My fiance never remembers dates, except his birthday or obvious holidays like Christmas.He even forgot my birthday. His parents' birthday is next week, so I thought I'd be nice and buy birthday cards to send to them. I searched for days to find the "perfect" cards for them and finally decided to use blank ones and write a nice sentiment in them. I was very happy and geared up to send them. When I asked him for the address, he said," Oh yeah, that's right, their birthday is next week." (so indeed he had forgotten). He became very guarded about the address and said that they are old and senile and that they wouldn't remember who I am,( I understood that) so I said," Of course you will sign your name on them too." He quickly changed the subject and got off the phone. I am hurt because the way I was brought up, we always made a big deal about birthdays,(even if all we could send was a card) it is about recognizing the loved one's special day. I went through a lot to find the cards and to create the "perfect" birthday poems to go into them. I wanted to do something really special because as his parents they are special to me. He just shot down my kind heartedness like it was nothing and I don't understand why. I feel like maybe he is ashamed of me or doesn't want his parents to know about me. Because he is forgetful about dates, isn't it my job to help him remember little things like this? Am I being too sensitive here? What's wrong with just sending a birthday greeting? Please help.

Public Comments

  1. I would seriously reconsider marrying a man who forgets your birthday and is so rude to you. He should be treating you like a princess. It's only going to get worse from here, sweetie. I'd find a new guy.

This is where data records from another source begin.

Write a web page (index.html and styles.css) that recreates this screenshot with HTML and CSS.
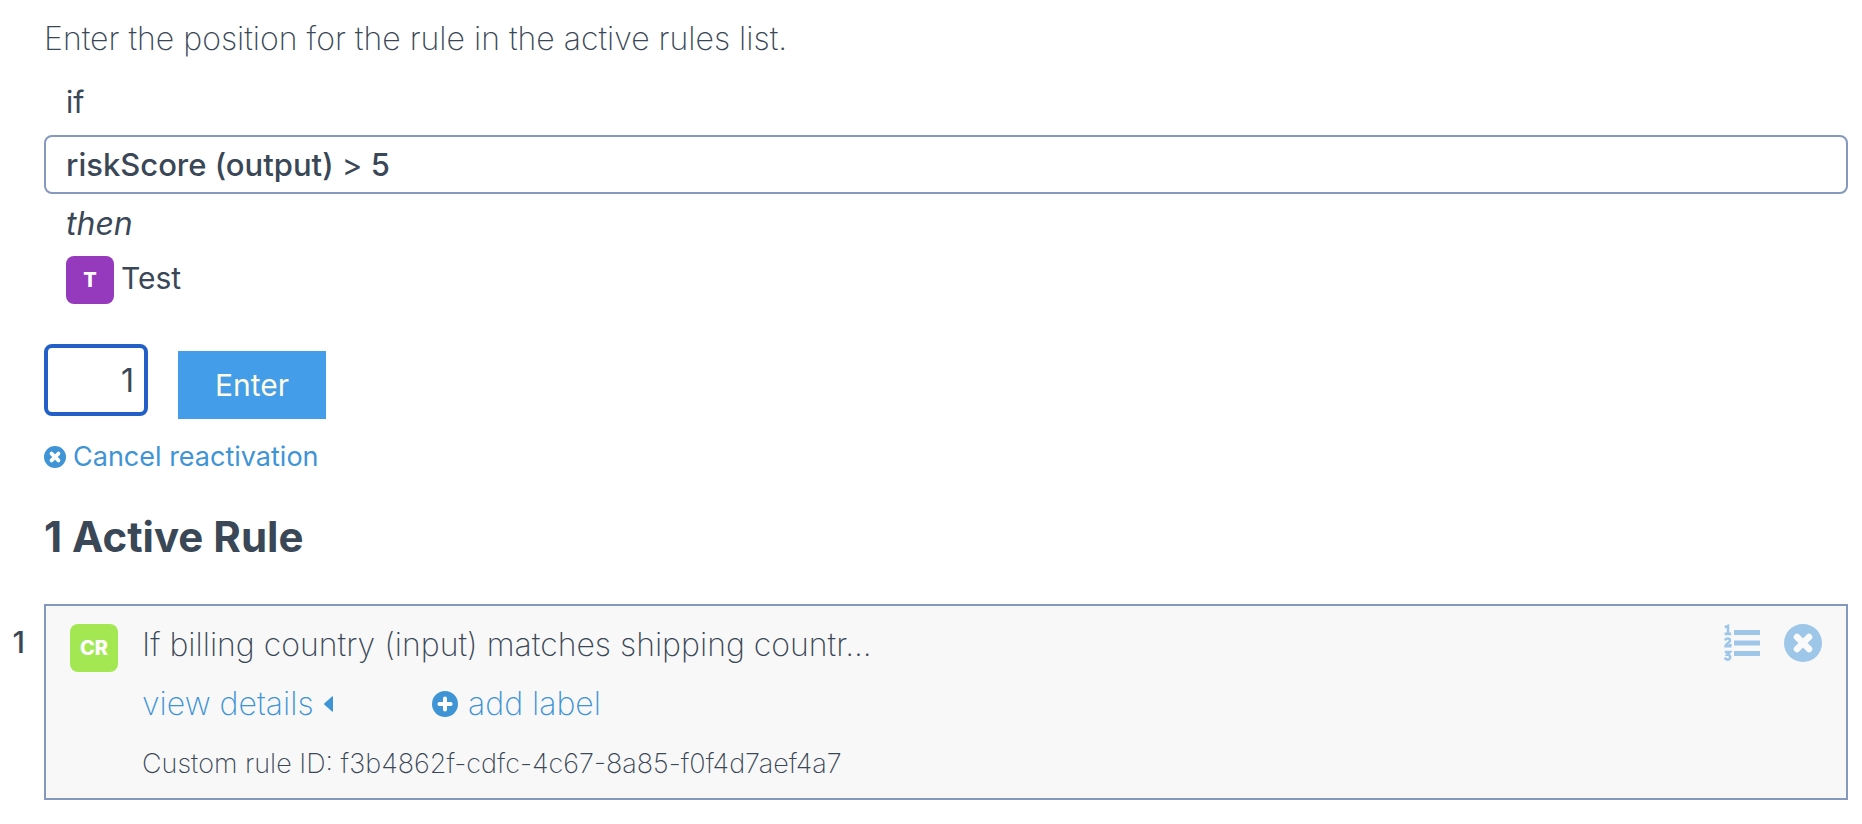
FILE: index.html
```html
<!DOCTYPE html>
<html lang="en">
<head>
<meta charset="utf-8">
<title>Reactivate rule</title>
<link rel="stylesheet" href="styles.css">
</head>
<body>
<main class="page">
  <section class="reactivate">
    <p class="intro"><label for="position">Enter the position for the rule in the active rules list.</label></p>
    <p class="keyword">if</p>
    <div class="condition">riskScore (output) <span class="operator">&gt;</span> 5</div>
    <p class="keyword keyword-then">then</p>
    <div class="outcome"><span class="badge badge-test">T</span><span class="outcome-name">Test</span></div>
    <form class="position-form">
      <input class="position-input" id="position" type="text" inputmode="numeric" value="1">
      <button class="enter-button" type="button">Enter</button>
    </form>
    <a class="cancel" href="#">
      <svg class="cancel-icon" viewBox="0 0 38 38" aria-hidden="true"><circle cx="19" cy="19" r="19" fill="currentColor"/><path d="M13 13l12 12M25 13L13 25" stroke="#fff" stroke-width="6.6" stroke-linecap="round"/></svg>
      <span class="cancel-text">Cancel reactivation</span>
    </a>
  </section>
  <h2 class="heading">1 Active Rule</h2>
  <div class="rule-row">
    <span class="rule-number">1</span>
    <article class="rule">
      <span class="badge badge-custom">CR</span>
      <div class="rule-body">
        <p class="rule-title">If billing country (input) matches shipping countr...</p>
        <div class="rule-links">
          <a class="link" href="#"><span>view details</span><svg class="caret" viewBox="0 0 9 16" aria-hidden="true"><path d="M8 0.4Q9 0 9 1V15Q9 16 8 15.6L.5 8.8Q-.2 8 .5 7.2z" fill="currentColor"/></svg></a>
          <a class="link" href="#"><svg class="plus" viewBox="0 0 26 26" aria-hidden="true"><circle cx="13" cy="13" r="13" fill="currentColor"/><path d="M13 7.4v11.2M7.4 13h11.2" stroke="#fff" stroke-width="4" stroke-linecap="round"/></svg><span>add label</span></a>
        </div>
        <p class="rule-id">Custom rule ID: f3b4862f-cdfc-4c67-8a85-f0f4d7aef4a7</p>
      </div>
      <div class="actions">
        <button class="icon-button" type="button" aria-label="Reorder rule">
          <svg class="list-icon" viewBox="0 0 36 38" aria-hidden="true"><g fill="none" stroke="currentColor" stroke-width="2.6"><path d="M.8 3.2L4 2v8M.6 9.900h6.600"/><path d="M1.200 16.400C1.800 13.600 6.200 14 6 16.600C5.800 19 1.600 19.800 1.500 22.300H7.400M6.400 22.500v-2.600"/><path d="M.8 28.100H5.800L3.400 30.800C7.200 31 6.900 35.600 3.800 35.600Q1.400 35.600 1 33.600"/></g><path d="M10 6h26v5H10zM10 16.500h26v5H10zM10 27h26v5H10z" fill="currentColor"/></svg>
        </button>
        <button class="icon-button" type="button" aria-label="Deactivate rule">
          <svg class="remove-icon" viewBox="0 0 38 38" aria-hidden="true"><circle cx="19" cy="19" r="19" fill="currentColor"/><path d="M13 13l12 12M25 13L13 25" stroke="#fafafa" stroke-width="6.6" stroke-linecap="round"/></svg>
        </button>
      </div>
    </article>
  </div>
</main>
</body>
</html>
```
FILE: styles.css
```css
* { box-sizing: border-box; }
body {
  margin: 0;
  background: #fff;
  color: #394756;
  font-family: Inter, "Open Sans", sans-serif;
  font-size: 30px;
  font-weight: 400;
}
p, h2 { margin: 0; }
.page { padding: 16px 14px 24px 0; }
.reactivate { padding-left: 44px; }
.intro { font-size: 32px; font-weight: 200; line-height: 46px; }
.keyword { margin-top: 16px; padding-left: 22px; line-height: 48px; }
.condition {
  margin-top: 9px;
  padding: 0 20px;
  border: 2px solid #8499bb;
  border-radius: 8px;
  font-size: 31px;
  font-weight: 500;
  line-height: 55px;
}
.operator { font-weight: 400; }
.keyword-then { margin-top: 10px; font-size: 32px; line-height: 40px; font-style: italic; }
.outcome { display: flex; gap: 7px; margin-top: 12px; padding-left: 22px; }
.outcome-name { line-height: 44px; }
.badge {
  flex: none;
  width: 48px;
  height: 48px;
  border-radius: 8px;
  color: #fff;
  font-size: 20px;
  font-weight: 800;
  line-height: 48px;
  text-align: center;
}
.badge-test { background: #9539bd; }
.badge-custom { background: #a3e852; }
.position-form { display: flex; align-items: flex-end; gap: 30px; margin-top: 40px; }
.position-input {
  width: 104px;
  height: 72px;
  margin-bottom: 3px;
  padding: 0 10px;
  border: 4px solid #2260c8;
  border-radius: 8px;
  outline: none;
  background: #fff;
  color: inherit;
  font: inherit;
  font-size: 32px;
  text-align: right;
}
.enter-button {
  width: 148px;
  height: 68px;
  padding: 0;
  border: 0;
  background: #449de8;
  color: #fffbe0;
  font: inherit;
}
.cancel { display: flex; align-items: center; gap: 7px; width: fit-content; margin-top: 18px; color: #3f94d5; font-size: 27px; line-height: 40px; text-decoration: none; }
.cancel-icon { width: 22px; height: 22px; }
.heading { margin-top: 34px; padding-left: 44px; font-size: 42px; font-weight: 700; line-height: 52px; }
.rule-row { display: grid; grid-template-columns: 44px 1fr; margin-top: 41px; }
.rule-number { padding-top: 14px; padding-right: 19px; font-weight: 500; line-height: 48px; text-align: right; }
.rule { display: flex; align-items: flex-start; padding: 18px 24px 10px; border: 2px solid #8499bb; background: #f8f8f8; }
.rule-body { flex: 1; margin-left: 24px; font-weight: 200; line-height: 48px; }
.rule-title { font-size: 32px; line-height: 42px; }
.rule-links { display: grid; grid-template-columns: 290px auto; justify-content: start; margin-top: 14px; }
.link { display: flex; align-items: center; gap: 10px; color: #3f94d5; font-size: 32px; line-height: 48px; text-decoration: none; }
.caret { width: 9px; height: 16px; }
.plus { width: 26px; height: 26px; }
.rule-id { margin-top: 12px; font-size: 27px; line-height: 48px; }
.actions { display: flex; gap: 24px; }
.icon-button { display: flex; padding: 0; border: 0; background: none; color: #9dc6e8; }
.list-icon { width: 36px; height: 38px; }
.remove-icon { width: 38px; height: 38px; }
```
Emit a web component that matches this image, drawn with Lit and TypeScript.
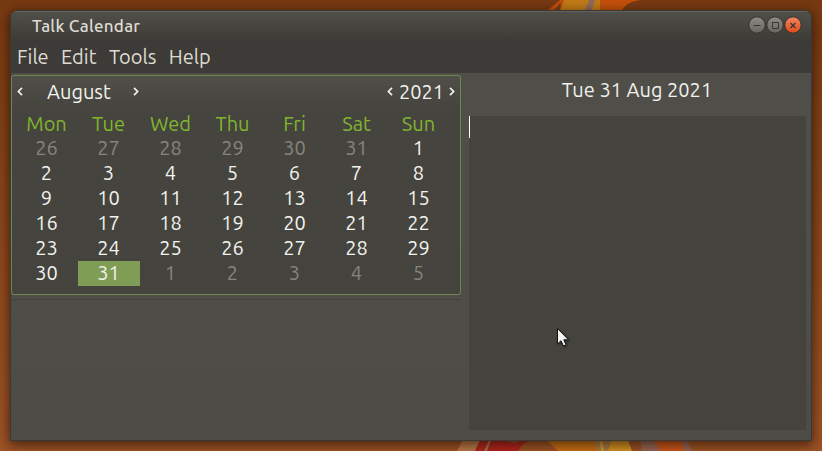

  2. UNless he has some kind of super ultra secret plan, initially he comes off as a jerk. Courtesy and manners is nothing to be ashamed of
  3. sweet mildred is our leader crawl into her playpen
  4. His parents won't remember you? Maybe you need to find out what is going on between him and his parents. Something isn't right. How is it the two of you and the families are planning the wedding? It's not your job to help him remember dates. I'm sure he knows and just doesn't care enough to deal with things- that's his problem, not yours. There is nothing wrong with sending a birthday greeting- you go ahead and send the cards for yourself.
  5. In this case it has nothing to do with him remembering their birthdays. His attitude tells me that he is in bad with his parents and doesn't want to even see them nor to have you see them. Maybe he is hiding something from them like maybe they wouldn't approve of you or your nationality or religion. There is just something more going on here than you are seeing by the way he avoided the address and also said that they were just senile. No 'loving' child would say that about their parents so he sounds like he isn't in a good relationship with them at this time. I'd be cautious then about him too. How does he act about your parents. Watch his manners and eye contact to see what you really need to see but something is amiss in this for sure.
  6. It is your job to help him remember dates. I would barely remember my parents' birthdays without my wife's help. It's just a guy thing. My wife has learned to start reminding me about her birthday about 2 months in advance so I don't forget to get her something. I wouldn't say that he's ashamed to talk to his parents about you. He could be embarrassed that you had to remember their birthday for him and he's being defensive. Maybe he's ashamed of their senility and doesn't want you to see them instead of the other way around. There could be any number of reasons why he's being weird about this.
  7. You sound like a sweet girl. He probably just doesn't make much out of that sort of thing. He sounds a little insensitive but hopefully there are other nice things to say about him or you wouldn't be marrying him. I agree with flouride too.
  8. this is not normal if he is really your fiance the cards are for them, not him. if he forgets your b-day forget his.
  9. it sounds likes he's hiding something. how can his parents be living on their own if they're that delirious? for some reason he doesn't want you talking to them. something's not right here. don't marry him.
  10. They probably don't know you even exist. He's probably with another, hotter, smarter chick that he's already introduced to his parents. If you send them a card, you will blow his cover. Don't mess things up between him and the other chick. His parents really like her and would be heartbroken if they knew he was cheating on her with you.
  11. Hi jade, I can remember almost anything I do on the computer. I can tell you anything about star trek, I can tell you tons of meaningless mumbo jumbo. But I can't remember crap as far as dates go. I can't remember to take out the trash to the curb on trash day. In fact, my wife has sent me to the store with a list of 5 things, and I forgot something on the list. Go figure... My wife is my rock... She never forgets a date. We have 6 kids, 10 gran kids, her and my parents, her sister and kids, and on and on and on... She knows every ones Bdays, weight, clothes size and the list is endless...The point is she reminds me of everything, every time. So it is your job to help. That's part of what makes you a team. You are right to be offended. I would get to the bottom of it, before I put a ring on his finger. I'm leaning on their being another woman involved. The reason they wouldn't remember you, is because there may be someone else.